Chapitre 4 - Amélie et Julie

Amélie c'est ma meilleure amie, elle travaille en médecine interne avec moi. On est de la même promotion, on partage le goût du shopping et nos histoires d'amour. Nos journées se ressemblent pas mal également. Elles se résument généralement au métro qui me permet de m'approcher aussi rapidement de mon lieu de mon travail que mes pieds l'auraient fait, mais sans les fatiguer c'est pourquoi je choisis cette option. Ensuite je travaille dans cet hôpital bicentenaire où on pose toujours les mêmes questions, « Décrivez-nous à nouveau vos symptômes ainsi que les événements qui vous ont menés ici. », « Êtes-vous sûr de vos affirmations ? », « Pouvez-vous évaluer votre douleur sur une échelle allant de zéro à dix, dix étant la douleur la plus intense que vous ayez ressentie et zéro l'absence totale de douleur ? ». Ces phrases sont longues et en les répétant des milliers de fois par an on finit par se laisser porter par le rythme, la poésie, la prosodie de ces vers incompris. Généralement les gens sont ici, car on ne sait pas ce qu'ils ont et il faut aider des médecins à l'humour graveleux à orienter le patient vers un service adapté.

En sortant du travail c'est la même chose. Les pieds sur la tôle qui vibre, la tête dans les odeurs d'urine et pendant ce temps mes mains pianotent des messages pour Amélie que je n'ai pas croisée, qui comme moi n'a fait que courir, à la différence qu'elle l'a fait dans le secteur voisin. On s'est vues trente minutes, on a mangé en vingt minutes et pris trois cafés brûlants en dix. Je fais mes courses à la supérette, ne dors pas suffisamment quand j'ai les horaires du matin et ronfle tout l'après-midi quand je suis de nuit.

Amélie m'a parlé d'une petite friperie qui venait d'ouvrir à quelques rues. Après mon service et avant de faire les courses, je me décide à faire le chemin pour le plaisir des yeux à défaut d'être sûre de pouvoir m'offrir quelque chose.

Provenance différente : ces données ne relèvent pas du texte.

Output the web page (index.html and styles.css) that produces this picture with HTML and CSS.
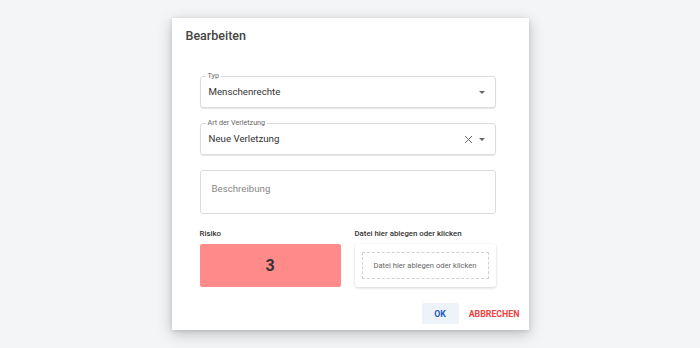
FILE: index.html
```html
<!DOCTYPE html>
<html lang="de">
<head>
<meta charset="utf-8">
<link rel="stylesheet" href="styles.css">
</head>
<body>
<div class="dialog">
  <h2 class="title">Bearbeiten</h2>
  <div class="form">
    <div class="field">
      <span class="float-label">Typ</span>
      <span class="value">Menschenrechte</span>
      <span class="icons"><span class="caret"></span></span>
    </div>
    <div class="field">
      <span class="float-label">Art der Verletzung</span>
      <span class="value">Neue Verletzung</span>
      <span class="icons">
        <svg class="clear" width="9" height="9" viewBox="0 0 9 9"><path d="M1 1L8 8M8 1L1 8" stroke="#666" stroke-width="1" fill="none"/></svg>
        <span class="caret"></span>
      </span>
    </div>
    <div class="textarea">Beschreibung</div>
    <div class="bottom">
      <div class="col">
        <div class="col-label">Risiko</div>
        <div class="risk">3</div>
      </div>
      <div class="col">
        <div class="col-label">Datei hier ablegen oder klicken</div>
        <div class="upload">
          <div class="drop">Datei hier ablegen oder klicken</div>
        </div>
      </div>
    </div>
  </div>
  <div class="actions">
    <button class="btn ok">OK</button>
    <button class="btn cancel">ABBRECHEN</button>
  </div>
</div>
</body>
</html>
```

FILE: styles.css
```css
html, body {
  margin: 0;
  padding: 0;
}
body {
  width: 700px;
  height: 348px;
  background: #f4f5f7;
  display: flex;
  align-items: center;
  justify-content: center;
  font-family: Roboto, "Liberation Sans", sans-serif;
  color: #333;
}
.dialog {
  width: 357px;
  height: 312px;
  background: #fff;
  box-shadow: 0 4px 14px rgba(0,0,0,0.22), 0 1px 4px rgba(0,0,0,0.12);
  box-sizing: border-box;
  display: flex;
  flex-direction: column;
}
.title {
  margin: 0;
  padding: 10px 0 0 14px;
  font-size: 12.5px;
  font-weight: 500;
  color: #444;
  line-height: 16px;
}
.form {
  padding: 32px 33px 0 28px;
  display: flex;
  flex-direction: column;
  gap: 15px;
}
.field {
  position: relative;
  height: 32px;
  border: 1px solid #dcdcdc;
  border-radius: 3px;
  box-shadow: 0 1px 1px rgba(0,0,0,0.1);
  box-sizing: border-box;
  display: flex;
  align-items: center;
  padding: 0 10px 0 8px;
}
.float-label {
  position: absolute;
  left: 5px;
  top: -5px;
  padding: 0 2px;
  background: #fff;
  font-size: 7.2px;
  line-height: 8px;
  color: #666;
}
.value {
  flex: 1;
  font-size: 9.7px;
  color: #333;
  padding-top: 1px;
  margin-top: -2px;
}
.icons {
  display: flex;
  align-items: center;
  gap: 6px;
}
.caret {
  width: 0;
  height: 0;
  border-left: 3px solid transparent;
  border-right: 3px solid transparent;
  border-top: 3px solid #666;
}
.clear {
  display: block;
}
.textarea {
  height: 44px;
  border: 1px solid #dcdcdc;
  border-radius: 3px;
  box-sizing: border-box;
  padding: 12px 0 0 11px;
  font-size: 9.7px;
  color: #888;
  line-height: 12px;
}
.bottom {
  display: flex;
  gap: 14px;
}
.col {
  flex: 1;
  display: flex;
  flex-direction: column;
}
.col-label {
  font-size: 7.8px;
  font-weight: 500;
  color: #333;
  line-height: 9px;
  margin-bottom: 6px;
}
.risk {
  height: 43px;
  background: #ff8a8a;
  border-radius: 2px;
  display: flex;
  align-items: center;
  justify-content: center;
  font-size: 16px;
  font-weight: 700;
  color: #333;
}
.upload {
  height: 43px;
  border-radius: 3px;
  box-shadow: 0 1px 3px rgba(0,0,0,0.18);
  box-sizing: border-box;
  padding: 8px 7px;
  display: flex;
}
.drop {
  flex: 1;
  border: 1px dashed #d0d0d0;
  display: flex;
  align-items: center;
  justify-content: center;
  font-size: 7.6px;
  color: #666;
}
.actions {
  margin-top: auto;
  display: flex;
  justify-content: flex-end;
  align-items: center;
  gap: 10px;
  padding: 0 9px 6px 0;
}
.btn {
  border: none;
  background: none;
  font-family: Roboto, "Liberation Sans", sans-serif;
  font-size: 8.8px;
  font-weight: 700;
  padding: 0;
  cursor: pointer;
}
.ok {
  width: 37px;
  height: 21px;
  background: #eef3fa;
  border-radius: 2px;
  color: #1e5bb8;
}
.cancel {
  color: #f04141;
  height: 21px;
}
```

Le temps est doux, c'est donc en chemisier et talons que je sors. Les étudiants vivent leur vie sur le campus, ils signalent leur position par leur fumée et parlent sûrement de tout et de rien. Je ne sais pas exactement ce qui me retient ici. Ma famille n'a jamais été très câlins et appels le dimanche, chacun suit sa route et n'échange que les strictes mondanités en faisant mine de s’intéresser aux autres au téléphone pour souhaiter les anniversaires une fois l'an. Je pourrais très bien partir si je savais où aller, là où l'on tiendrait à moi. Ces pensées me traversent de plus en plus régulièrement. Je dois être lasse des vapeurs automobiles et des mendiants unijambistes. Parfois ils sont pianistes, guitaristes ou jongleurs, mais l'emballage ne change guère la douleur de l'accord tacite consistant à les effacer du champ de nos interactions en défilant devant sans dire un mot.

Je veux prendre l'air. Partir dans la campagne, dans un village à taille humaine. Être reconnue et ne pas composer la masse doit être si agréable. J'y rencontrerai peut-être l'homme dont je rêve.

Trouver un prince avec qui convoler faisait partie des souhaits de la petite fille que je ne suis plus. J'ai été trop de fois déçue, et c'est peut-être pour ça que j'ai été si charmée à la vue de cet énergumène. Il n'a pas fait semblant ou cela devait être si maladroitement qu'il en est devenu vrai. Il m'a abordée devant cette vitrine de la rue Rousseau. Ses compliments à base d'astres et de fleurs m'ont intriguée, comment ne pas sourire ? Son regard et ses mots m'étaient adressés, je le sentais. Je suis peut-être naïve, mais je ne pense pas qu'il s'agissait d'un numéro. Un numéro, je me suis surprise à lui demander le sien, ce que je n'ai jamais fait. Après avoir parlé dans un premier temps devant la vitrine puis le long des trottoirs voisins, j'appris qu'il n'en avait pas et me donna rendez-vous pour le lendemain.

Nos rencontres ont animé mon quotidien, ont complété mes horizons, ce qui n'échappa pas à Amélie.

Je lui décris mon drôle de soupirant et elle s'emporta avec moi en enthousiasme et théories. Il devait être fou ou excentrique, dans les deux cas il n'avait d'yeux que pour moi, ce qui je l'avoue enjolivait mes pensées.

Cela fait maintenant quatre mois que nous nous fréquentons et dans quatre jours je serai chez lui. Je dois me préparer pour ce jour.